David Windle, chairman of the North East Mountain Trust, which brings together hillwalking and mountaineering groups, was “astonished that some employees of the Delnadamph estate were allowed to take part in this cruel and immoral activity.”
He said: “We trust that when the matter is brought to the Queen’s attention, she issues clear instructions banning her Delnadamph staff and equipment from taking part in such severe killings.”
The government’s wildlife agency, Scottish Natural Heritage (SNH), has urged “restraint” managing mountain hares. But despite this “heavy culls of hares have continued on some estates,” SNH mammal specialist, Rob Raynor, told the Sunday Herald.
It was “questionable” whether they were showing restrain, he said. “Until we have more accurate information on hare densities and population trends in these areas, doubts remain over the long-term sustainability of such culling.”

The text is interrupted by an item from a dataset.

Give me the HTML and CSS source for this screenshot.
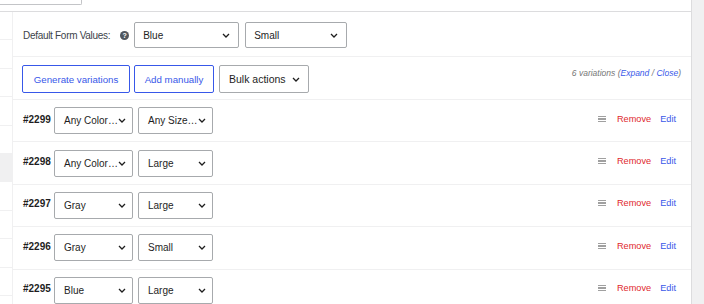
FILE: index.html
```html
<!DOCTYPE html>
<html lang="en">
<head>
    <meta charset="UTF-8">
    <meta name="viewport" content="width=device-width, initial-scale=1.0">
    <title>Variations</title>
    <link rel="stylesheet" href="styles.css">
</head>
<body>

    <div class="screen">
        <div class="content">
            <!-- Tab strip above the panel -->
            <div class="top"><div class="tab"></div></div>

            <div class="panel">
                <ul class="side">
                    <li></li><li></li><li></li><li></li><li></li>
                    <li class="active"></li><li></li><li></li><li></li><li></li>
                </ul>

                <div class="main">
                    <!-- Default values -->
                    <div class="defaults">
                        <span class="label">Default Form Values:</span>
                        <span class="help">?</span>
                        <div class="select wide"><span>Blue</span><svg class="chev" viewBox="0 0 8 5"><path d="M1 1l3 3 3-3"/></svg></div>
                        <div class="select wide"><span>Small</span><svg class="chev" viewBox="0 0 8 5"><path d="M1 1l3 3 3-3"/></svg></div>
                    </div>

                    <!-- Toolbar -->
                    <div class="toolbar">
                        <button class="btn gen">Generate variations</button>
                        <button class="btn add">Add manually</button>
                        <div class="select bulk"><span>Bulk actions</span><svg class="chev" viewBox="0 0 8 5"><path d="M1 1l3 3 3-3"/></svg></div>
                        <span class="count">6 variations (<a>Expand</a> / <a>Close</a>)</span>
                    </div>

                    <!-- Variation rows -->
                    <div class="row">
                        <span class="vid">#2299</span>
                        <div class="select color"><span>Any Color…</span><svg class="chev" viewBox="0 0 8 5"><path d="M1 1l3 3 3-3"/></svg></div>
                        <div class="select size"><span>Any Size…</span><svg class="chev" viewBox="0 0 8 5"><path d="M1 1l3 3 3-3"/></svg></div>
                        <div class="actions"><span class="handle"></span><a class="remove">Remove</a><a class="edit">Edit</a></div>
                    </div>
                    <div class="row">
                        <span class="vid">#2298</span>
                        <div class="select color"><span>Any Color…</span><svg class="chev" viewBox="0 0 8 5"><path d="M1 1l3 3 3-3"/></svg></div>
                        <div class="select size"><span>Large</span><svg class="chev" viewBox="0 0 8 5"><path d="M1 1l3 3 3-3"/></svg></div>
                        <div class="actions"><span class="handle"></span><a class="remove">Remove</a><a class="edit">Edit</a></div>
                    </div>
                    <div class="row">
                        <span class="vid">#2297</span>
                        <div class="select color"><span>Gray</span><svg class="chev" viewBox="0 0 8 5"><path d="M1 1l3 3 3-3"/></svg></div>
                        <div class="select size"><span>Large</span><svg class="chev" viewBox="0 0 8 5"><path d="M1 1l3 3 3-3"/></svg></div>
                        <div class="actions"><span class="handle"></span><a class="remove">Remove</a><a class="edit">Edit</a></div>
                    </div>
                    <div class="row">
                        <span class="vid">#2296</span>
                        <div class="select color"><span>Gray</span><svg class="chev" viewBox="0 0 8 5"><path d="M1 1l3 3 3-3"/></svg></div>
                        <div class="select size"><span>Small</span><svg class="chev" viewBox="0 0 8 5"><path d="M1 1l3 3 3-3"/></svg></div>
                        <div class="actions"><span class="handle"></span><a class="remove">Remove</a><a class="edit">Edit</a></div>
                    </div>
                    <div class="row">
                        <span class="vid">#2295</span>
                        <div class="select color"><span>Blue</span><svg class="chev" viewBox="0 0 8 5"><path d="M1 1l3 3 3-3"/></svg></div>
                        <div class="select size"><span>Large</span><svg class="chev" viewBox="0 0 8 5"><path d="M1 1l3 3 3-3"/></svg></div>
                        <div class="actions"><span class="handle"></span><a class="remove">Remove</a><a class="edit">Edit</a></div>
                    </div>
                </div>
            </div>
        </div>
        <div class="gutter"></div>
    </div>

</body>
</html>
```

FILE: styles.css
```css
body {
    margin: 0;
    font-family: "Liberation Sans", Arial, sans-serif;
    background-color: #f0f0f1;
    color: #1e1e1e;
    overflow: hidden;
}
.screen {
    display: flex;
    height: 304px;
    overflow: hidden;
}
.content {
    width: 691px;
    background-color: #fff;
    border-right: 1px solid #dcdcde;
}
.gutter {
    flex: 1;
}
.top {
    height: 11px;
    border-bottom: 1px solid #dcdcde;
}
.tab {
    width: 81px;
    height: 4px;
    border-right: 1px solid #c3c4c7;
    border-bottom: 1px solid #c3c4c7;
    border-radius: 0 0 2px 0;
}
.panel {
    display: flex;
}
.side {
    width: 12px;
    list-style-type: none;
    margin: 0;
    padding: 0;
    border-right: 1px solid #f0f0f1;
}
.side li {
    height: 27.4px;
    border-bottom: 1px solid #f0f0f1;
}
.side li.active {
    background-color: #f0f0f1;
}
.main {
    flex: 1;
}

/* selects */
.select {
    box-sizing: border-box;
    display: flex;
    align-items: center;
    justify-content: space-between;
    height: 27px;
    padding: 0 8px 0 9px;
    border: 1px solid #a7aaad;
    border-radius: 2px;
    font-size: 10px;
    background-color: #fff;
}
.chev {
    width: 8px;
    height: 5px;
    fill: none;
    stroke: #1e1e1e;
    stroke-width: 1.3;
}
.select.wide {
    width: 105px;
    height: 26px;
    padding-left: 8px;
}
.select.wide + .select.wide {
    width: 102px;
    margin-left: 2px;
}
.select.bulk {
    width: 90px;
    height: 28px;
    margin-left: 1px;
    font-size: 10.5px;
}
.select.color {
    width: 79px;
    padding-right: 6px;
}
.select.size {
    width: 75px;
    margin-left: 5px;
    padding-right: 6px;
}

/* default values */
.defaults {
    display: flex;
    align-items: center;
    gap: 4px;
    padding: 10px 10px 8px;
    border-bottom: 1px solid #f0f0f1;
}
.label {
    font-size: 10px;
    letter-spacing: -0.3px;
    color: #3c434a;
    margin-right: 6px;
}
.help {
    width: 9px;
    height: 9px;
    margin-right: 1px;
    border-radius: 50%;
    background-color: #50575e;
    color: #fff;
    font-size: 7px;
    font-weight: bold;
    line-height: 9px;
    text-align: center;
}

/* toolbar */
.toolbar {
    display: flex;
    align-items: center;
    gap: 4px;
    padding: 8px 10px 6px 9px;
    border-bottom: 1px solid #f0f0f1;
}
.btn {
    height: 28px;
    padding: 0;
    border: 1px solid #3858e9;
    border-radius: 2px;
    background-color: #fff;
    color: #3858e9;
    font-family: inherit;
    font-size: 9.7px;
}
.btn.gen {
    width: 108px;
}
.btn.add {
    width: 80px;
}
.count {
    margin-left: auto;
    margin-top: -12px;
    font-size: 8.5px;
    font-style: italic;
    color: #757575;
}
.count a {
    color: #3858e9;
}

/* variation rows */
.row {
    box-sizing: border-box;
    display: flex;
    align-items: center;
    height: 42.4px;
    padding: 0 15px 0 10px;
    border-bottom: 1px solid #f0f0f1;
}
.vid {
    width: 31px;
    font-size: 10px;
    font-weight: bold;
    margin-top: -3px;
}
.actions {
    display: flex;
    align-items: center;
    margin-left: auto;
    margin-top: -4px;
    font-size: 9.2px;
}
.handle {
    width: 8px;
    height: 6px;
    margin-right: 11px;
    background: repeating-linear-gradient(#a0a0a0 0 1.3px, transparent 1.3px 2.35px);
}
.remove {
    color: #e0282e;
    margin-right: 9px;
}
.edit {
    color: #3858e9;
}
```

Much of the culling has taken place within the Cairngorms National Park, which has also expressed concern. The park authority’s conservation director, Hamish Trench, said that the balance between management for grouse and other wildlife needed to be “reset”.
Bill Lobban, vice-convener of Highland Council and the councillor for Badenoch and Strathspey, described the evidence used to justify culls as “dubious in the extreme”.
He said: “People who visit our national parks do so for many different reasons but I would suggest that few, if any, do so to witness slaughter on the scale that has been evidenced recently.”
Dr Gus Jones, convener of the Badenoch and Strathspey Conservation Group argued that voluntary restraint wasn’t working. “We are frustrated at the lack of progress being made in improving management of our mountain hare populations,” he said.
Scottish Land and Estates, which represents landowners, dismissed Watson’s allegations as “misleading and inaccurate”.
Tim Baynes, director of the organisation’s Scottish Moorland Group said: “Culling has indeed taken place in the Cairngorms but has been done at all times legally, in accordance with best practice and as per the agreed protocol.”
Balmoral’s factor, Richard Gledson, and Buckingham Palace did not respond to requests to comment.